TASK DESCRIPTION ->
Copy all lines below containing "styles".

──────

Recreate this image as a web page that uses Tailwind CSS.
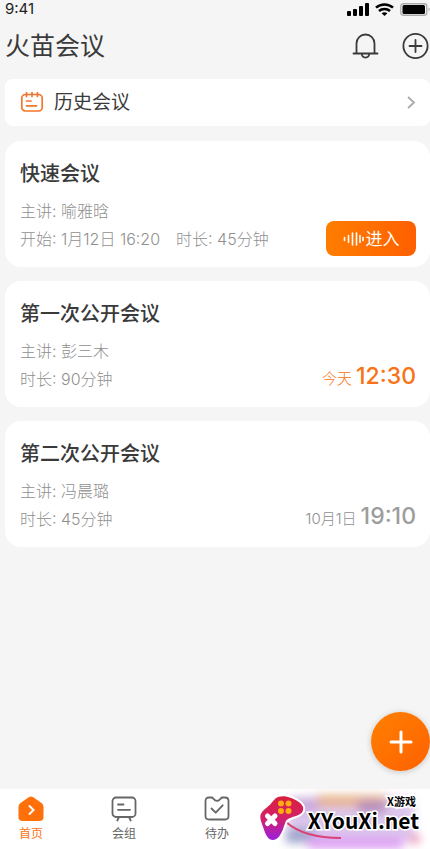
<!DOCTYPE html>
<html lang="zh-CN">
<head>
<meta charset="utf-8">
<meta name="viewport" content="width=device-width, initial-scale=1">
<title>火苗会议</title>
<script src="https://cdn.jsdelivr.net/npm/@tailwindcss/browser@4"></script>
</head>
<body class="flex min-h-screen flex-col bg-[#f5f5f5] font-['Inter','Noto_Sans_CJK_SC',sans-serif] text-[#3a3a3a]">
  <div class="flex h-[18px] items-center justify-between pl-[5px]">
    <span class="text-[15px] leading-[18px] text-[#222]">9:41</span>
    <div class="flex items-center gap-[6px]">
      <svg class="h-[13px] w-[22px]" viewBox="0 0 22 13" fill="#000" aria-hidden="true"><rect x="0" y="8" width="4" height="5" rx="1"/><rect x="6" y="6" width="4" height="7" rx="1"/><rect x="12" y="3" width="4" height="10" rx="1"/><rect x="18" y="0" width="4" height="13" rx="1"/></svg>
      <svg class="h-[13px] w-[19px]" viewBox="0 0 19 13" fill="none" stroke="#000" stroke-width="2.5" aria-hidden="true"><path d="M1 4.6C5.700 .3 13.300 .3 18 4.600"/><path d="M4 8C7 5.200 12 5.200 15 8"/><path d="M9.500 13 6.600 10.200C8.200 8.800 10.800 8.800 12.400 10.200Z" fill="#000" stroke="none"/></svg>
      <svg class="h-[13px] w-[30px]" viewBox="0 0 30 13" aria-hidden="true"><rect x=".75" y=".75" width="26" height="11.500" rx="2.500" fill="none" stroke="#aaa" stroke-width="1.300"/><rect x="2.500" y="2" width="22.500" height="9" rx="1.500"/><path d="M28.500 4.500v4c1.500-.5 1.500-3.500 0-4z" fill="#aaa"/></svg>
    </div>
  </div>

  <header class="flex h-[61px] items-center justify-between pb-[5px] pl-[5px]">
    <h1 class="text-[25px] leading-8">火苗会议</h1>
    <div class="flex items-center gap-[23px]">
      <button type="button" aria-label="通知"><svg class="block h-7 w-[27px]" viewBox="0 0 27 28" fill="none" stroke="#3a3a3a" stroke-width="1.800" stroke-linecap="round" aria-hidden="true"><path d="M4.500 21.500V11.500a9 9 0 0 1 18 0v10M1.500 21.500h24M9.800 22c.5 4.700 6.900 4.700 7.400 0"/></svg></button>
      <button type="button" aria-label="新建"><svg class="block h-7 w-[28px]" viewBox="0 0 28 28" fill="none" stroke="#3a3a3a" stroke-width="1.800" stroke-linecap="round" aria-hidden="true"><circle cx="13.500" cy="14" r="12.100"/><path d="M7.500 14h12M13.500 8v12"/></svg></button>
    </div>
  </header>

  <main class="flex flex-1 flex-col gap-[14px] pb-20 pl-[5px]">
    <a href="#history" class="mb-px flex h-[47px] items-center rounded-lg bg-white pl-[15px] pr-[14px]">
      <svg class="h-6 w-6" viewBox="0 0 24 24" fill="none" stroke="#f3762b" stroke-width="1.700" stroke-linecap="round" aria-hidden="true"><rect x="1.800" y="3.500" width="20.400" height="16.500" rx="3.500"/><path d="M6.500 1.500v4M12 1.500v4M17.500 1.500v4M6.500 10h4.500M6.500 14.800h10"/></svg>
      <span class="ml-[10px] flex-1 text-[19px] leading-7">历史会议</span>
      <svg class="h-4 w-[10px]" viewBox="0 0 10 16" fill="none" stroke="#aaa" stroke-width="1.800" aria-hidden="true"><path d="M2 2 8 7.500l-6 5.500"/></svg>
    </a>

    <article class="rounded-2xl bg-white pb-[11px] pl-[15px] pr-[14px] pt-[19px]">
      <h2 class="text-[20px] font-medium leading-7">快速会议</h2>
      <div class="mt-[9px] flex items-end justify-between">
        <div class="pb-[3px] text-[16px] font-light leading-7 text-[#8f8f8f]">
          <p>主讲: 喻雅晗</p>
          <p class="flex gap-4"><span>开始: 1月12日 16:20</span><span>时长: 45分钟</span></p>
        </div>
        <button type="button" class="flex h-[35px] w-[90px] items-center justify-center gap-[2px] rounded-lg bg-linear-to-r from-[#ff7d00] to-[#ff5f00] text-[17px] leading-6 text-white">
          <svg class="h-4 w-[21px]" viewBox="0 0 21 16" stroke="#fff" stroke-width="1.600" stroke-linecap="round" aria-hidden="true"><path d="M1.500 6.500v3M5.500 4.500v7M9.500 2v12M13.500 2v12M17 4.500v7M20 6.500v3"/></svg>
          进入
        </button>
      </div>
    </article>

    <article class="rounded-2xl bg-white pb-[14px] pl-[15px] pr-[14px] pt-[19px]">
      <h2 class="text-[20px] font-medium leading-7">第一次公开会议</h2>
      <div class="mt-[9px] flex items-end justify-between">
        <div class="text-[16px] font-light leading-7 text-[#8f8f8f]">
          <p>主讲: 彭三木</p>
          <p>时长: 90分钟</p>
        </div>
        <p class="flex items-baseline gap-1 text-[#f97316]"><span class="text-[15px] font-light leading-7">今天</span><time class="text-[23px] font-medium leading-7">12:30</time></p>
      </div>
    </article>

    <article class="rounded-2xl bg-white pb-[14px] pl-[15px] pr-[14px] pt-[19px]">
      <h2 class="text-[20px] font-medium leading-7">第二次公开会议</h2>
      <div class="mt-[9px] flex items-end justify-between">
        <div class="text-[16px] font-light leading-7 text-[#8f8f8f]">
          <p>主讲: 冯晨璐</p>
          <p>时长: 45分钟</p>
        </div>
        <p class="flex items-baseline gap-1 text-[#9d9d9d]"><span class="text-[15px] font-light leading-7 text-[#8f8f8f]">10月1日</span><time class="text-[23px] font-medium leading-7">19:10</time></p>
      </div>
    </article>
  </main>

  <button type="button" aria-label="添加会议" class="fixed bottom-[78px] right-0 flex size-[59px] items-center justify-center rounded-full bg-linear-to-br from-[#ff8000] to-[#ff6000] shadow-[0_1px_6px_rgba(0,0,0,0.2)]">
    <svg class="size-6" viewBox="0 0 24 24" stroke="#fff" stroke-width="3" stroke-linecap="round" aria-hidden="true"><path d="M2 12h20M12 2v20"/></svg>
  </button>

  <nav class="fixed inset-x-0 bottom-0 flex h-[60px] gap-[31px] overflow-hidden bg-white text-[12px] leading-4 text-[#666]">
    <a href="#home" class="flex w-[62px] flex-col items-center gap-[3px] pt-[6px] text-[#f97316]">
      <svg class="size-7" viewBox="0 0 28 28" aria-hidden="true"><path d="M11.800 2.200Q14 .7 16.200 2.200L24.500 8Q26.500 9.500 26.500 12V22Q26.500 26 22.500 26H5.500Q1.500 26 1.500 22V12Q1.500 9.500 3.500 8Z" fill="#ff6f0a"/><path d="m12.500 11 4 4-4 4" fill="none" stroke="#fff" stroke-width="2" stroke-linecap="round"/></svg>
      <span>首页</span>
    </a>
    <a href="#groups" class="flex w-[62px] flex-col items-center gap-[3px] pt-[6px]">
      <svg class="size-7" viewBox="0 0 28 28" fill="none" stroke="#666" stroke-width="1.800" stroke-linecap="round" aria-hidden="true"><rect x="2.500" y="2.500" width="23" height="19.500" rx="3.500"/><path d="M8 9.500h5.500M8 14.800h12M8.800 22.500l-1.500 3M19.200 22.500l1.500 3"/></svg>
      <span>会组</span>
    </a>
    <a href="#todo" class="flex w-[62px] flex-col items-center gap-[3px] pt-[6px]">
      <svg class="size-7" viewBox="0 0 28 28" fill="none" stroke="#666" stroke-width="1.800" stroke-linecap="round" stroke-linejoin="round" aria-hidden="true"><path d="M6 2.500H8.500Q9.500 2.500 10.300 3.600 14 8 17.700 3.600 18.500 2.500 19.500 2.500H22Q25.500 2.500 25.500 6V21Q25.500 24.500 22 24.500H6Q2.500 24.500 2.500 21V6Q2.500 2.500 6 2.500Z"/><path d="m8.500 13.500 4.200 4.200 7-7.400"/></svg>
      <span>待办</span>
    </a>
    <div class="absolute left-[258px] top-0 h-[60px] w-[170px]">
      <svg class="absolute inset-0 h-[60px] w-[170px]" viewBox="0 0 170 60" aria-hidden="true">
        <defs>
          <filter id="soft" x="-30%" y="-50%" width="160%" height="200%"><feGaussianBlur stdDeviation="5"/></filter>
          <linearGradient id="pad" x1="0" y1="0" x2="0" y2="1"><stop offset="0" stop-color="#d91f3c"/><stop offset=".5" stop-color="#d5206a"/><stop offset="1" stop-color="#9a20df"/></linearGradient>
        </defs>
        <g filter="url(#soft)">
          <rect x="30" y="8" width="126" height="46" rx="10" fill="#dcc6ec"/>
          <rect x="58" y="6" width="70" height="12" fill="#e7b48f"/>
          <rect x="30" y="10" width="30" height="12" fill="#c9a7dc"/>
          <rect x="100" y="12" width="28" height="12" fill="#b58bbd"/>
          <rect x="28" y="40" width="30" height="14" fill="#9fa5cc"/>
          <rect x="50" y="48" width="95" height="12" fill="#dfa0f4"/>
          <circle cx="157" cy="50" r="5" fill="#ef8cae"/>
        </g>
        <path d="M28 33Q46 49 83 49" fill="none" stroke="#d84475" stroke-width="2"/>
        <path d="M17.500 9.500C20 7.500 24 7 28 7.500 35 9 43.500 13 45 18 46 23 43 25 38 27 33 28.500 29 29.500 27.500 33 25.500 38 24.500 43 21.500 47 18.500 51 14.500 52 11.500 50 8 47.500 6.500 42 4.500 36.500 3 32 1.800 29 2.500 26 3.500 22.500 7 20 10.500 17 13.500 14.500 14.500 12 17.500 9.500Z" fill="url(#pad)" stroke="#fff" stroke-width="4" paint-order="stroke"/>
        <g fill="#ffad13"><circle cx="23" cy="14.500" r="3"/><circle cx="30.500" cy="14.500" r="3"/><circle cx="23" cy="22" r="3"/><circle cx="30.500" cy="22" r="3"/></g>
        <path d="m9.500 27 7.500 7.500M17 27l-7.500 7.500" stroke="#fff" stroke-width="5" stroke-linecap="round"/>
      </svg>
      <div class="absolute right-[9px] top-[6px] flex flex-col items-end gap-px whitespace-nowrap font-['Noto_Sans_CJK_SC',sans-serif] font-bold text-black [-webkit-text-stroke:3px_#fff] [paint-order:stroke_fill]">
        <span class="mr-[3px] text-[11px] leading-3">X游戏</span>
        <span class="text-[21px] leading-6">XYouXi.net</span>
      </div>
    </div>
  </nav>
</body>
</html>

──────

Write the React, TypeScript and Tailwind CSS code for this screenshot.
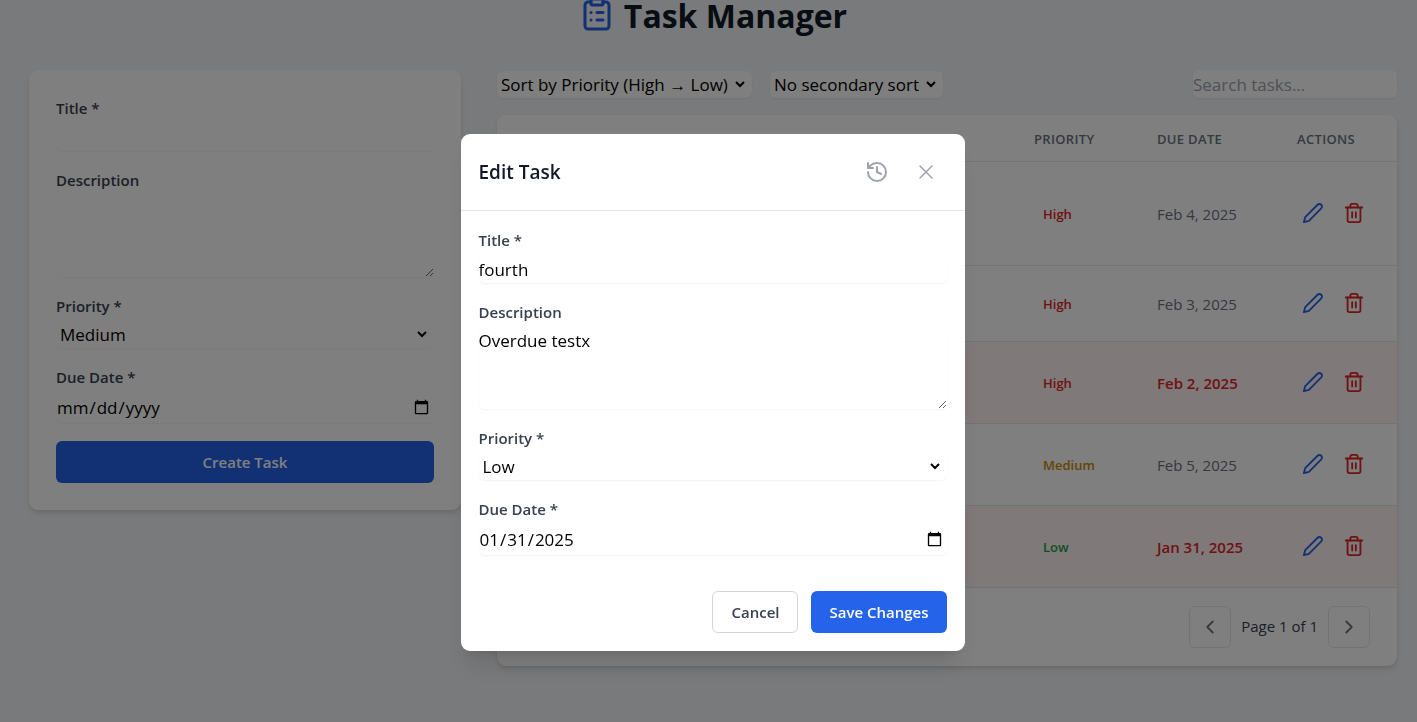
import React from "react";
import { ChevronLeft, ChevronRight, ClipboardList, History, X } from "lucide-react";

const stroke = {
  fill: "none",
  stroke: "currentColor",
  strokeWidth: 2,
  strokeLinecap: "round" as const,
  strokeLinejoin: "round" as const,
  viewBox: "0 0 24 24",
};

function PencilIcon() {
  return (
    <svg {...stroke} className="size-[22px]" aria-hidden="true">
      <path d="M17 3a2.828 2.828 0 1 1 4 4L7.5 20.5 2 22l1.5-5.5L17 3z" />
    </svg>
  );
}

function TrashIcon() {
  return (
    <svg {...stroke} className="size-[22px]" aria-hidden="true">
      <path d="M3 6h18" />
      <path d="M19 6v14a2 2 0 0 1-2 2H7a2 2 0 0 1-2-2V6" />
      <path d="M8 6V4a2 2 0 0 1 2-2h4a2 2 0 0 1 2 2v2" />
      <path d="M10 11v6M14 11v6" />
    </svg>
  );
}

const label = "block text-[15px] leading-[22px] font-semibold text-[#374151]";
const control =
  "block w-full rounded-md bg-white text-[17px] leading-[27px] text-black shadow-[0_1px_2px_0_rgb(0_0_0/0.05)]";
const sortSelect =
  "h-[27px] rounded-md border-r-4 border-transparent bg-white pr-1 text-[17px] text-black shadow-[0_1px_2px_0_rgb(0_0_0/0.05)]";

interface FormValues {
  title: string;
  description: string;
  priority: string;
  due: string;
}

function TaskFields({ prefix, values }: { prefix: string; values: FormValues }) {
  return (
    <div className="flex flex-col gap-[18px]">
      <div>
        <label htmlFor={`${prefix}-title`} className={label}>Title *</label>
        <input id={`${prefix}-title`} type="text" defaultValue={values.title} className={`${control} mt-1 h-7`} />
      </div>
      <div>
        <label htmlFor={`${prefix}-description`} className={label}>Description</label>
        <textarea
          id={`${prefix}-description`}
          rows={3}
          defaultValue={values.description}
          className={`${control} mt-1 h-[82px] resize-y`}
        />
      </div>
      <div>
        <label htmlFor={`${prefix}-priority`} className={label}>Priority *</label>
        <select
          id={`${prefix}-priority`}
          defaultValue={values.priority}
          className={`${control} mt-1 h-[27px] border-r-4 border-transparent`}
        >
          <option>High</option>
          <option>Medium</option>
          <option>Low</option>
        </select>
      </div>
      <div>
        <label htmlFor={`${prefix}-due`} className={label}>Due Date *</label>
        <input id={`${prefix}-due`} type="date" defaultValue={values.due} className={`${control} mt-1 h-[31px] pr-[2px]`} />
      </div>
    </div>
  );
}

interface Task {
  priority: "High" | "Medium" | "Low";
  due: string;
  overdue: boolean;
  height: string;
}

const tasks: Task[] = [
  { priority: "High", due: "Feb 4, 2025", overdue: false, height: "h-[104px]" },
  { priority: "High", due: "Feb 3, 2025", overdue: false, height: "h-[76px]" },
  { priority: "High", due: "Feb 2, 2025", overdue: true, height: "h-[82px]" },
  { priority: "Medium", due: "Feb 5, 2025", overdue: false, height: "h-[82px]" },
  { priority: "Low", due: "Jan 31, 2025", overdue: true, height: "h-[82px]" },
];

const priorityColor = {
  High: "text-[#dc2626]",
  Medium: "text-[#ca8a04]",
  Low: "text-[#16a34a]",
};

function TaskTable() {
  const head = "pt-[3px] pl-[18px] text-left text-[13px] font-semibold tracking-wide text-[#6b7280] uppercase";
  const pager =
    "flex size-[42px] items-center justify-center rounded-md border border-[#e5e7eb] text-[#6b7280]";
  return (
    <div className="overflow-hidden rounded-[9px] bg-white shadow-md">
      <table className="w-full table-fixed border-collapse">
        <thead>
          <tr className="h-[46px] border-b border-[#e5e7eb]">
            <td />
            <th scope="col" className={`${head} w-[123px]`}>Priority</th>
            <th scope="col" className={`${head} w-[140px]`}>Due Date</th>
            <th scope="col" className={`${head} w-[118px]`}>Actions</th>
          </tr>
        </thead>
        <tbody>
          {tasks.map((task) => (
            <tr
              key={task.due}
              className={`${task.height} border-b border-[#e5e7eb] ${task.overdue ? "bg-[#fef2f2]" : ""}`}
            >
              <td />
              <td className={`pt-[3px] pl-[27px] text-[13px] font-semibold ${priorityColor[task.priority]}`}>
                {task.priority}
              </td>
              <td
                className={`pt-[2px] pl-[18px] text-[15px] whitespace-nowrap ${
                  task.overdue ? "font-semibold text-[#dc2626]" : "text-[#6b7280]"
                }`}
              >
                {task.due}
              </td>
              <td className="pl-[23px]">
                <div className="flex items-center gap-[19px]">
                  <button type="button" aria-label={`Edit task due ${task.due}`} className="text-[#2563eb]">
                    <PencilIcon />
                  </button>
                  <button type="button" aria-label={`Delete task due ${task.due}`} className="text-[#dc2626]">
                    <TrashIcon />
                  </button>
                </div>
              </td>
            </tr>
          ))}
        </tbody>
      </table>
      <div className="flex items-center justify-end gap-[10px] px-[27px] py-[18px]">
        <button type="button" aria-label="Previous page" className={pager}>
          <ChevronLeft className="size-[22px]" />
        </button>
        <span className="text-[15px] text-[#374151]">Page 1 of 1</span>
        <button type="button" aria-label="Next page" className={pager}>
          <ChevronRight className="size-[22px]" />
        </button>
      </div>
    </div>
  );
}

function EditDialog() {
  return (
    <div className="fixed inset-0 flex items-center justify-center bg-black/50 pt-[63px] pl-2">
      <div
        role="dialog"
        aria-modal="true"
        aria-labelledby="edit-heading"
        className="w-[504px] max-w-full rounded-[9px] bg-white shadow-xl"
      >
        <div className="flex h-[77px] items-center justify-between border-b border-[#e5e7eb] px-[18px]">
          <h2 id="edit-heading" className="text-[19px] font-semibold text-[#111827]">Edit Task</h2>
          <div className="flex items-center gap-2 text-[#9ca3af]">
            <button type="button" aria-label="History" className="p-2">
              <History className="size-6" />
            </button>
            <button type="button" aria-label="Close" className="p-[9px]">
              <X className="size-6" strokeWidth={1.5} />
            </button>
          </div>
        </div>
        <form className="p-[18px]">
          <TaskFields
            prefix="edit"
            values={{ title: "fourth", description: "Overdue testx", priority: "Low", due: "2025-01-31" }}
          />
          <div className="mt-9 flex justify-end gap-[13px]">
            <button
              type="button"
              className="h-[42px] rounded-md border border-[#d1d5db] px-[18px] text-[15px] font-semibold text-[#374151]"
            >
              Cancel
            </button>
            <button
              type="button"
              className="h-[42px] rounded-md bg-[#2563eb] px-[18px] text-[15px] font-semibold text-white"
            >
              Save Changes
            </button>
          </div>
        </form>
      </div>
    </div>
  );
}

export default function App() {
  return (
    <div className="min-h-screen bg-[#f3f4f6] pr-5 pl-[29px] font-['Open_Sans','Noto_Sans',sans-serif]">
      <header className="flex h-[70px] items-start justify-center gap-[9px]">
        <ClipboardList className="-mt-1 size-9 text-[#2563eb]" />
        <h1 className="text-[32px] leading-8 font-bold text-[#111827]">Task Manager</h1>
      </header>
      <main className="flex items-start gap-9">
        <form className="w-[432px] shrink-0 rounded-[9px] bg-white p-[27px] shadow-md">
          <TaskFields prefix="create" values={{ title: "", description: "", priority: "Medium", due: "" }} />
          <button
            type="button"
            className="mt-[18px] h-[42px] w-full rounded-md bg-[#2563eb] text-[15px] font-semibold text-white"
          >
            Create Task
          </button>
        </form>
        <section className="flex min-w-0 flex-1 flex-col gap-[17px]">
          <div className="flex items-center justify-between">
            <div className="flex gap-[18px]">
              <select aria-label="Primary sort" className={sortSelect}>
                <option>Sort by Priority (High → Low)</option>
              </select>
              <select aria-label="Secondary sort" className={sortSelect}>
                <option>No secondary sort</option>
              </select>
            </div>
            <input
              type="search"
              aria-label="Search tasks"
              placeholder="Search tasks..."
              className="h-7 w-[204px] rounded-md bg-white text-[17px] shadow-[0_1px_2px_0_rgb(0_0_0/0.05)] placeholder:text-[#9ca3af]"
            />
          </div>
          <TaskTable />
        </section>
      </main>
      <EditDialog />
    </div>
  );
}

──────

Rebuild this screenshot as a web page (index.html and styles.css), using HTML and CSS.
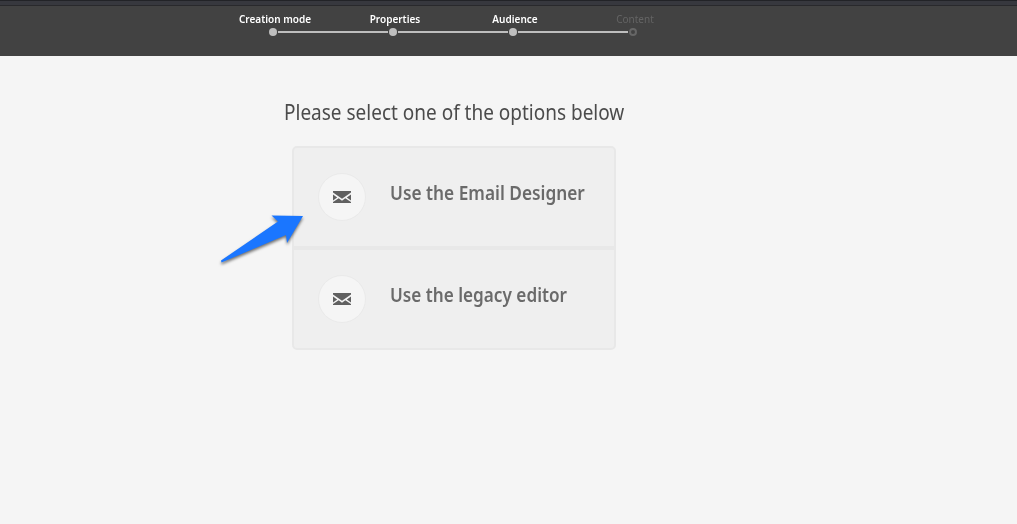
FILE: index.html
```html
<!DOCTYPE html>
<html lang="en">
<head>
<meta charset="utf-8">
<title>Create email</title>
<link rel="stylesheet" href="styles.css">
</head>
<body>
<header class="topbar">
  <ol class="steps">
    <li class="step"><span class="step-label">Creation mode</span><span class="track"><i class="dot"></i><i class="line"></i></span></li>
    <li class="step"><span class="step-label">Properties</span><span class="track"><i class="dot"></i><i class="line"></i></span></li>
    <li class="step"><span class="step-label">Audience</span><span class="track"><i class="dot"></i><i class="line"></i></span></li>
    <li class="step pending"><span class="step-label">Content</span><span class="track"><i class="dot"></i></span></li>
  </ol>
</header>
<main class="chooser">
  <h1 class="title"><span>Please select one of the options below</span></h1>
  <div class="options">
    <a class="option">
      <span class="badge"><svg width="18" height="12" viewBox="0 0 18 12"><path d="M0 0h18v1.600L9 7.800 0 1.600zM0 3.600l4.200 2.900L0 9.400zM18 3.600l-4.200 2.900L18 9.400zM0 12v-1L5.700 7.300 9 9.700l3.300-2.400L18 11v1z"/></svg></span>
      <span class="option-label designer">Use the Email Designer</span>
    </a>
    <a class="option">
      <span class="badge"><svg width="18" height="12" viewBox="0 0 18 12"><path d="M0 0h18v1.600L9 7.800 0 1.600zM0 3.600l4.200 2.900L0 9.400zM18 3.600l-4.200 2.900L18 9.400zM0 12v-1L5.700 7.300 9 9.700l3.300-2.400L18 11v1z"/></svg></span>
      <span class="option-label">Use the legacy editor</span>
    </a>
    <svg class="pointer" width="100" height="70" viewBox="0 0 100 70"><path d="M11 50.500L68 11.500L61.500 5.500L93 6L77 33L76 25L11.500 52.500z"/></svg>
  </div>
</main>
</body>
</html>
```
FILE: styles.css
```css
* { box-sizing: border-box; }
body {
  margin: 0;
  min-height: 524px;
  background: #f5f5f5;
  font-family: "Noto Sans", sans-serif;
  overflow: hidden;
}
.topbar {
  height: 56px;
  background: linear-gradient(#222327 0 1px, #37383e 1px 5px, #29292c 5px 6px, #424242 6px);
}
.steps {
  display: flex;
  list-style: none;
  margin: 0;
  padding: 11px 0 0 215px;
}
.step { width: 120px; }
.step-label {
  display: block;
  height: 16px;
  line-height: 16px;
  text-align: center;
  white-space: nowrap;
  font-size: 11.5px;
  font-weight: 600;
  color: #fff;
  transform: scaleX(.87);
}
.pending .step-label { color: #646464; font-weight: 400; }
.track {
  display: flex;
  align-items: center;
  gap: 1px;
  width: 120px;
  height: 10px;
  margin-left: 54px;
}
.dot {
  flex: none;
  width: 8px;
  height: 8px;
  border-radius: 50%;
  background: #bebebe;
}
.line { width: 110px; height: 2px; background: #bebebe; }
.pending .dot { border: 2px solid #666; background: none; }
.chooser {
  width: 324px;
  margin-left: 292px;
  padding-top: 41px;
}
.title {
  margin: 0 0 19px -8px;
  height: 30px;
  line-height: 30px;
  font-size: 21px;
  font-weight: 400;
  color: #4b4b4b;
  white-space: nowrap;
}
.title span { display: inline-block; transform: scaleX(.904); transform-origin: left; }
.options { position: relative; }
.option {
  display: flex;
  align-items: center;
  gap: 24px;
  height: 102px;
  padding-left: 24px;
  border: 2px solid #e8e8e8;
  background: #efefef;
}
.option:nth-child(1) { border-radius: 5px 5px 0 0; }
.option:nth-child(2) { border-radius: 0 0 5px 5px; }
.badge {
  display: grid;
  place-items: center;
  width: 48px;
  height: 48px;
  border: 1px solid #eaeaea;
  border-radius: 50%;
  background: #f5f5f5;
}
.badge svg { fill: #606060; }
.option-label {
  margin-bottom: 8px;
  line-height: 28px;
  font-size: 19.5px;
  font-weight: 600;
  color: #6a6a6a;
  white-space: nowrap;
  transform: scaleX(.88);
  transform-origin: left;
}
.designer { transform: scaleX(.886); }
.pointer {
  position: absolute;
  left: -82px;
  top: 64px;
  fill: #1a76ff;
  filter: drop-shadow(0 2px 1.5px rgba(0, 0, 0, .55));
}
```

──────

OUTPUT FOR THIS EXERCISE ->
Rebuild this screenshot as a web page (index.html and styles.css), using HTML and CSS.
<link rel="stylesheet" href="styles.css">
FILE: styles.css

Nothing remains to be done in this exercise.